Certainly for a ruptured AAA, with a patient in extremis, we need to rely on our anatomic knowledge, confidence gleaned from deliberate practice, and clear understanding of the goals of the procedure to swiftly intervene to save a life. Not much contemplation required in that situation, beyond the decision itself to operate.

Much more often in surgical practice, however, operative intervention is one piece of a larger puzzle. A shining example is the improvement we have noted in the management of patients with limb threatening ischemia in coordination with the Advanced Wound Care Center, under Dr. Chandra’s capable guidance. Making a differential diagnosis of abdominal pain in the elderly patient with a 5-cm abdominal aortic aneurysm – is the aneurysm symptomatic, or is the patient suffering from a concurrent gastric cancer? Deciding on thrombolytic therapy for patients with thrombophilia – age, risks, expected outcomes, alternatives?

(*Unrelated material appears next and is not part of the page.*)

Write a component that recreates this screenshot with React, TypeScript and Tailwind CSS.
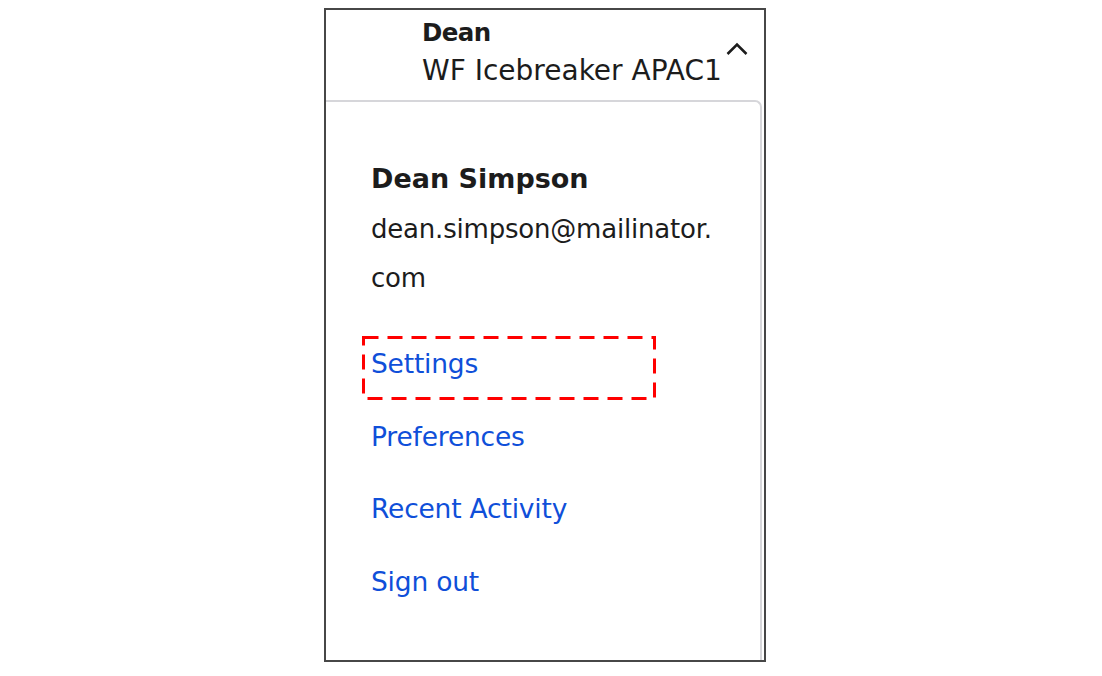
import React from 'react';

const links = ['Settings', 'Preferences', 'Recent Activity', 'Sign out'];

export default function App() {
  return (
    <div className="w-full h-[676px] bg-white" style={{ fontFamily: '"DejaVu Sans", Inter, sans-serif' }}>
      <div className="ml-[324px] pt-[8px]">
        <div className="w-[442px] h-[654px] border-2 border-[#474747] flex flex-col overflow-hidden">
          {/* header */}
          <div className="h-[90px] shrink-0 flex items-start pl-[96px] pr-[14px] pt-[4px]">
            <div className="flex-1 text-[28px] leading-[38px] text-[#1c1c1c]">
              <div className="font-bold text-[24.5px] tracking-[-0.6px]">Dean</div>
              <div>WF Icebreaker APAC1</div>
            </div>
            <svg width="24" height="14" viewBox="0 0 24 14" className="mt-[28px] mr-[1px]" fill="none">
              <polyline points="2.5,12 12,2.5 21.5,12" stroke="#1c1c1c" strokeWidth="2.5" />
            </svg>
          </div>

          {/* dropdown panel */}
          <div className="flex-1 mr-[2px] border-t-2 border-r-2 border-[#d6d6da] rounded-tr-[7px] pl-[45px] pt-[61px] text-[26.5px] tracking-[-0.2px] text-[#1c1c1c]">
            <div className="font-bold text-[27px] tracking-[0px] leading-[32px]">Dean Simpson</div>
            <div className="mt-[10px] leading-[49px] text-[26px]">
              dean.simpson@mailinator.
              <br />
              com
            </div>
            <div className="flex flex-col mt-[45px] gap-[40.7px]">
              {links.map((label, i) => (
                <div key={label} className="relative leading-[32px] text-[#0f4fd9]">
                  {label}
                  {i === 0 && (
                    <svg className="absolute left-[-9px] top-[-12px]" width="294" height="64" viewBox="0 0 294 64" fill="none">
                      <rect x="1.5" y="1.5" width="291" height="61" stroke="#ff0000" strokeWidth="3" strokeDasharray="15 9" />
                    </svg>
                  )}
                </div>
              ))}
            </div>
          </div>
        </div>
      </div>
    </div>
  );
}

My program director in surgical residency, Dr. Kai Johansen, described the well-trained surgeon as “an internist who can operate”.

As surgeons, we rely on our observational skills to ensure the best outcome – ready, aim fire, rather than ready, fire, and then aim. My presentation at the Vascular Annual Meeting (VAM) in San Diego earlier this month underscored the futility and frustration of chasing research clues based on imperfect information regarding the underlying pathophysiology - about how success in translational research, like in clinical care, depends on careful clinical observation.

This year on the Vascular Surgery Board, I’ve been writing questions on critical care, trauma, peri-operative management, reflecting on the evolution of our specialty – now 80% catheter directed, image guided intervention, mostly outpatient. Moving towards same day EVAR as discussed at VAM. This is a tremendous change over the last 20 years – inpatient to outpatient, with much less responsibility required for the non-operative care of the individual patient. Vascular Surgery today would be unrecognizable to the residents of the 80s and 90s – my generation and that of many of my vascular faculty colleagues.

And other specialties are adapting to these changes as well. This year at Stanford, Interventional Radiology is initiating its own “integrated” training pathway, bundling diagnostic and interventional radiology into a single experience. From their perspective, based on their approved program requirements, sufficient surgical perspective can be gleaned from a rotating surgical internship. Will an internship provide sufficient disease-focused training to educate the vascular specialist of tomorrow?

Based on my 26 years in practice, I am confident that an internship will always be just that; an internship. Mastery in Surgery will always require a far more nuanced perspective on health and disease. It is essential for all of us to remember that even though the procedures we perform are shorter, and our service census in the hospital much smaller, that the vascular patient remains fundamentally the same – fragile, compromised, vulnerable, and deserving of the full spectrum of care that we, as complete vascular specialists, can and should provide. Surgery is a calling – we should respect and honor the lessons we have learned from the many patients who have trusted us with their care.

So the take home message, for today’s graduates, as well as tomorrow’s, is that success in surgery, as in life, comes from developing the deepest possible understanding of every situation’s opportunities and challenges – and the courage to act decisively on well-founded insight. We owe that due diligence to our patients, society, and the generations of surgeons who have come before us. Weesam Al-Khatib, John Porter, Gene Strandness, and the many other role models I’ve been privileged to know in my career would expect no less.

Best wishes to Tiffany an Andy in all their endeavors, and thanks to everyone for your continued support of Stanford Vascular Surgery.